▶ _TASK OBJECTIVE_
Reproduce exactly the lines starting at the line that contains "Rebuild this screenshot" and ending at the line that contains "absolute inset-x-0 top-0". Omit pictures.

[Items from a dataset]
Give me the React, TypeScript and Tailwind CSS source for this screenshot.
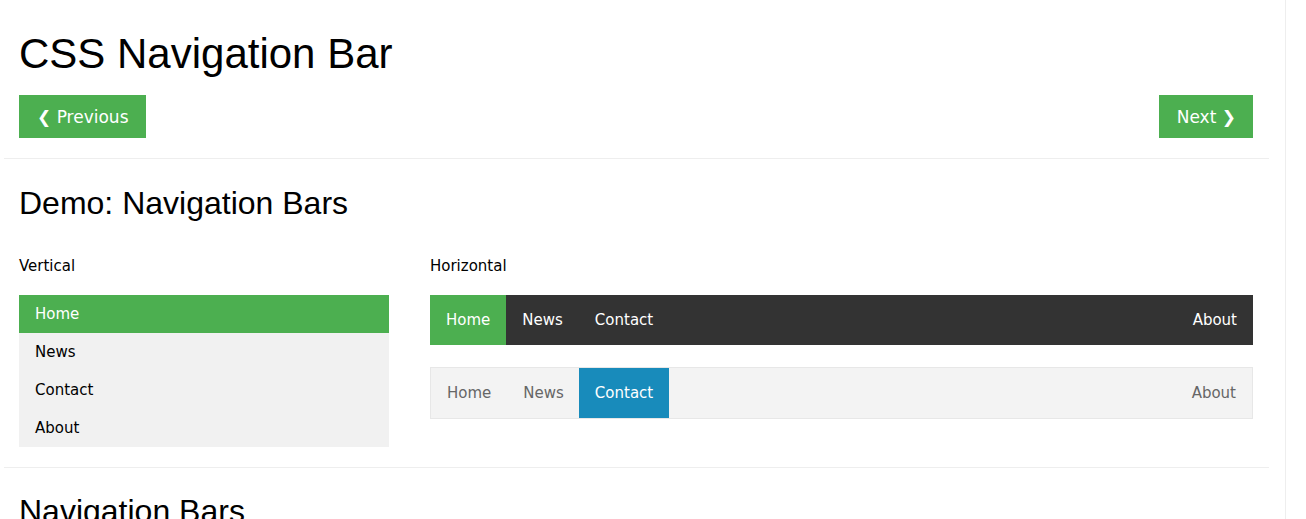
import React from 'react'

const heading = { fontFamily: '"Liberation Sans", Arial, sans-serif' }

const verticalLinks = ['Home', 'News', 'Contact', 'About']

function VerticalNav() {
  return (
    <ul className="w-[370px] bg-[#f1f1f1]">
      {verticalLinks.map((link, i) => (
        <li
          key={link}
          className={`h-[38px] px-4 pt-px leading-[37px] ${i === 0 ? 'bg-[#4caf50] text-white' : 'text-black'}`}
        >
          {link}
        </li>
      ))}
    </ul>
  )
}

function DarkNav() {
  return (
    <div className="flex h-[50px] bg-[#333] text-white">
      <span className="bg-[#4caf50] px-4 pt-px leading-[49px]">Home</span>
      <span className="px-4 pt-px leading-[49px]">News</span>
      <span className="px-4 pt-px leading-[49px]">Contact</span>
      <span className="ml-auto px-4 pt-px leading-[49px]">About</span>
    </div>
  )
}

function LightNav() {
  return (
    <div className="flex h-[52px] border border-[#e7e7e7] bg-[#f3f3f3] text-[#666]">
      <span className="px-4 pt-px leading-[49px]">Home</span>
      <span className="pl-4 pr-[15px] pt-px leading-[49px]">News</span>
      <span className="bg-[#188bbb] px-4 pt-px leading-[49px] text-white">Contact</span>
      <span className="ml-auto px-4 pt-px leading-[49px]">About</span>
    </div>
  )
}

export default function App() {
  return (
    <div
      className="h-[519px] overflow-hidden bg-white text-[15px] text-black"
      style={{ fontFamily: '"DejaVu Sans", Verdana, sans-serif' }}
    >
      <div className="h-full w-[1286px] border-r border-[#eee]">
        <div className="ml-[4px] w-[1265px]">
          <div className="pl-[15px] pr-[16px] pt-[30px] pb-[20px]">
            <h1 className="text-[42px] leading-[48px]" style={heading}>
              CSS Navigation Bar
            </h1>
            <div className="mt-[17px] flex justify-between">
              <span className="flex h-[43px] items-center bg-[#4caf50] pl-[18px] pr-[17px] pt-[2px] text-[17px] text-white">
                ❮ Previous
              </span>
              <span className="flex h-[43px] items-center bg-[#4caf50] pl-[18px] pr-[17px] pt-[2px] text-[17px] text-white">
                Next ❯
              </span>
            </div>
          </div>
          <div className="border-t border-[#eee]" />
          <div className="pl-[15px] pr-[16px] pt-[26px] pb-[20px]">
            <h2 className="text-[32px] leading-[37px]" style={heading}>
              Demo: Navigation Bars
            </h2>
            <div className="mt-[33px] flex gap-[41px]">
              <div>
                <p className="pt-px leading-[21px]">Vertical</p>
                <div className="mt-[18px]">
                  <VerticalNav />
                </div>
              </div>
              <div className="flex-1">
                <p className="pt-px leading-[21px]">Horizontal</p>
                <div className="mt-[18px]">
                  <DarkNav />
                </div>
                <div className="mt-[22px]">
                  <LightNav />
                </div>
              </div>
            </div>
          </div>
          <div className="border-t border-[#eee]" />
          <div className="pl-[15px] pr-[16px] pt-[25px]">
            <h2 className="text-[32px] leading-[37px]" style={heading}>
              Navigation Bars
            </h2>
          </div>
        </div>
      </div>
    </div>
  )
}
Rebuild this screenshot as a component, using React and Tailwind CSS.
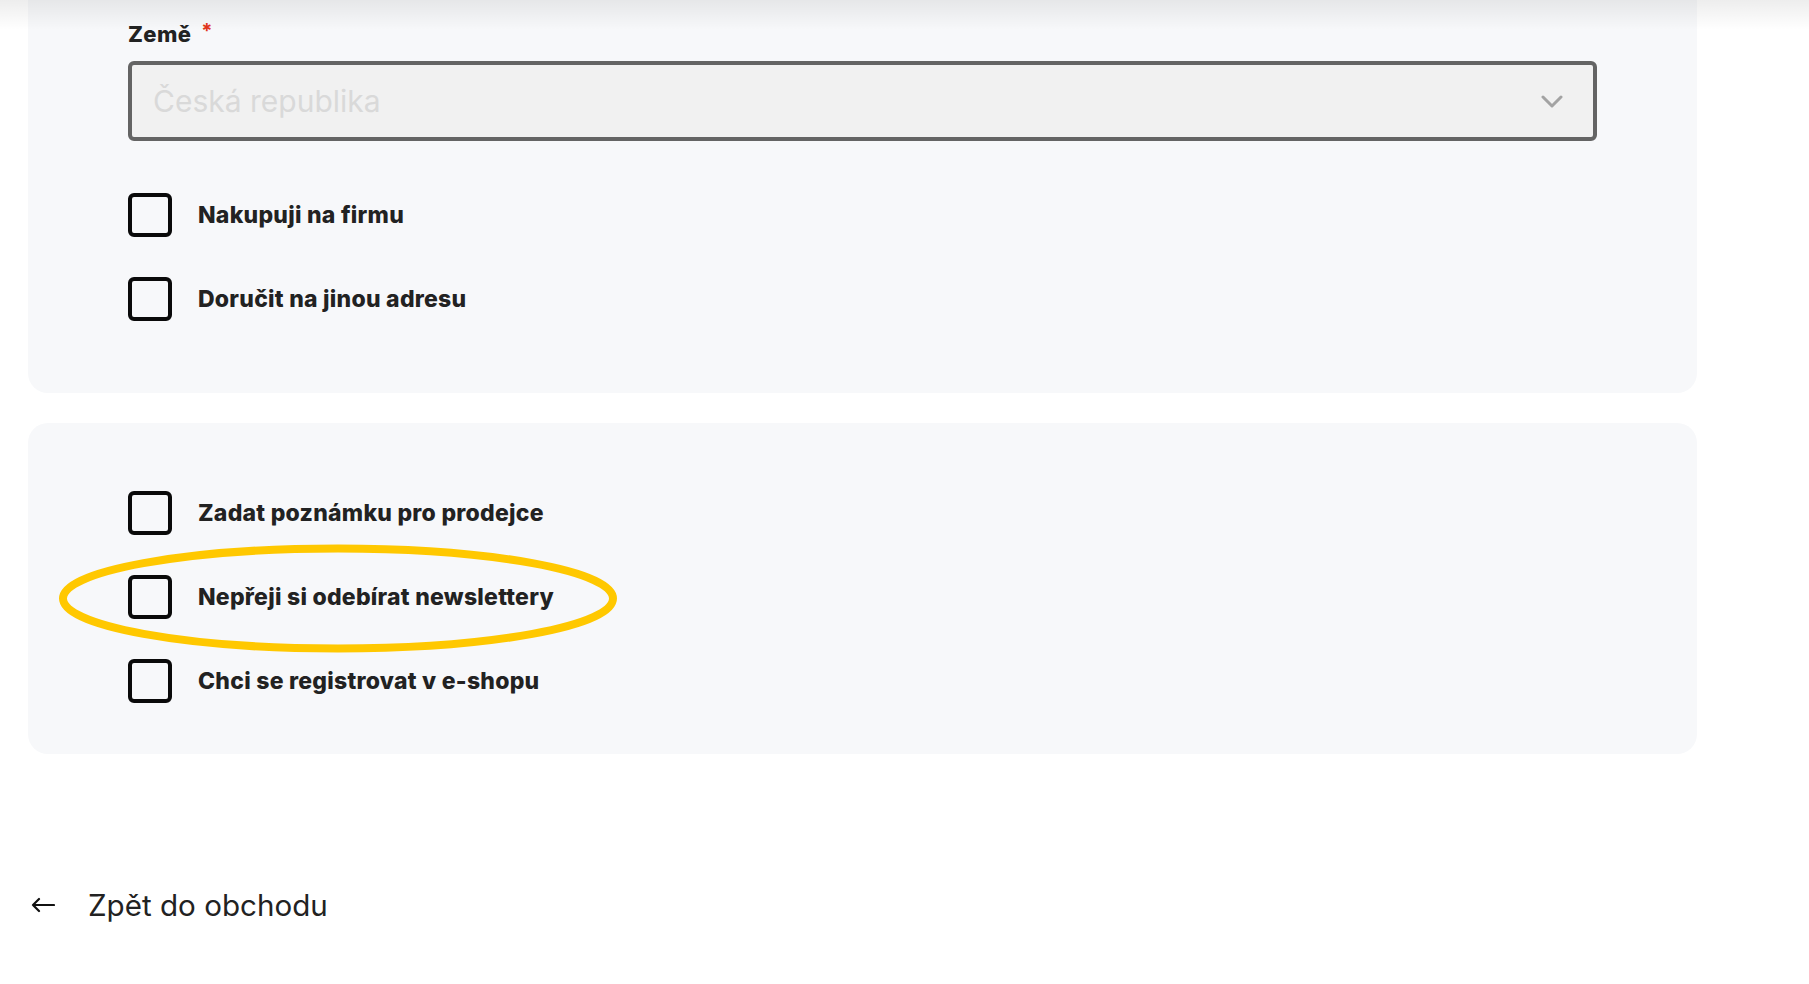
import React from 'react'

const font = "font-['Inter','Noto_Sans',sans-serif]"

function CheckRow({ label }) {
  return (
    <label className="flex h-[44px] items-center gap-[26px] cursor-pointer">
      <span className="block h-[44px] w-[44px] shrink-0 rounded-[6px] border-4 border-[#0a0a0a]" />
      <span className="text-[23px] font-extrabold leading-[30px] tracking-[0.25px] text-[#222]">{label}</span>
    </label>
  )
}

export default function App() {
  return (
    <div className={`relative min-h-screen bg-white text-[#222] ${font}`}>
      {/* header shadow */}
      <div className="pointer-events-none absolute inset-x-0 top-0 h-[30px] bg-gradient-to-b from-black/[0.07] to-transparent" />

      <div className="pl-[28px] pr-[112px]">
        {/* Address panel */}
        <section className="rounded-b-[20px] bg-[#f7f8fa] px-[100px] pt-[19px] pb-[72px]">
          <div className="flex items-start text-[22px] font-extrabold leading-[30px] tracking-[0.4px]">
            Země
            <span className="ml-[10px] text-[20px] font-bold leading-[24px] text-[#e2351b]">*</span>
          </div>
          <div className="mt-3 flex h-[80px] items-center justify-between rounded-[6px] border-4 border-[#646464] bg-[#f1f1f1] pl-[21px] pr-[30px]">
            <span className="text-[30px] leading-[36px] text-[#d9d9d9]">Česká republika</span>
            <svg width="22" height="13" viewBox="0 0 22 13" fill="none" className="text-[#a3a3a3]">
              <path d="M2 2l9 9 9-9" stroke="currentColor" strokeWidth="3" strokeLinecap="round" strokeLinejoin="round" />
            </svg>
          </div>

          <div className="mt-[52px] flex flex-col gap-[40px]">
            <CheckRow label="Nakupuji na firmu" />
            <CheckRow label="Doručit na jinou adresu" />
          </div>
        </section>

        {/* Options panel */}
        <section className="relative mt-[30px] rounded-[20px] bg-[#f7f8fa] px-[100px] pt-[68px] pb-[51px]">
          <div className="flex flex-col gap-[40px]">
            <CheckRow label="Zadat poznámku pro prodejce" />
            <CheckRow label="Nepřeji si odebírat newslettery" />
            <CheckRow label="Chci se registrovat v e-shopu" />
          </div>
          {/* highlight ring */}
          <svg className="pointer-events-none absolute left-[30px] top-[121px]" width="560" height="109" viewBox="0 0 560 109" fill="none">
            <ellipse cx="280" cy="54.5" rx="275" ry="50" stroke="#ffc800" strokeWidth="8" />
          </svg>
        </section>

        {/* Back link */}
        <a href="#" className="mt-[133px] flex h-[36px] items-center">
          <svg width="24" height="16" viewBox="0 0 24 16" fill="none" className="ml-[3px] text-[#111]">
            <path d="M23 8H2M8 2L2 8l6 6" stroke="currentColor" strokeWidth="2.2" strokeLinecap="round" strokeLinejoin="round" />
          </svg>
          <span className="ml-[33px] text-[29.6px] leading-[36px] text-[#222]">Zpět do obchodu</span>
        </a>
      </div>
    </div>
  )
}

▶ _WRITTEN SOLUTION_
Rebuild this screenshot as a component, using React and Tailwind CSS.
import React from 'react'

const font = "font-['Inter','Noto_Sans',sans-serif]"

function CheckRow({ label }) {
  return (
    <label className="flex h-[44px] items-center gap-[26px] cursor-pointer">
      <span className="block h-[44px] w-[44px] shrink-0 rounded-[6px] border-4 border-[#0a0a0a]" />
      <span className="text-[23px] font-extrabold leading-[30px] tracking-[0.25px] text-[#222]">{label}</span>
    </label>
  )
}

export default function App() {
  return (
    <div className={`relative min-h-screen bg-white text-[#222] ${font}`}>
      {/* header shadow */}
      <div className="pointer-events-none absolute inset-x-0 top-0 h-[30px] bg-gradient-to-b from-black/[0.07] to-transparent" />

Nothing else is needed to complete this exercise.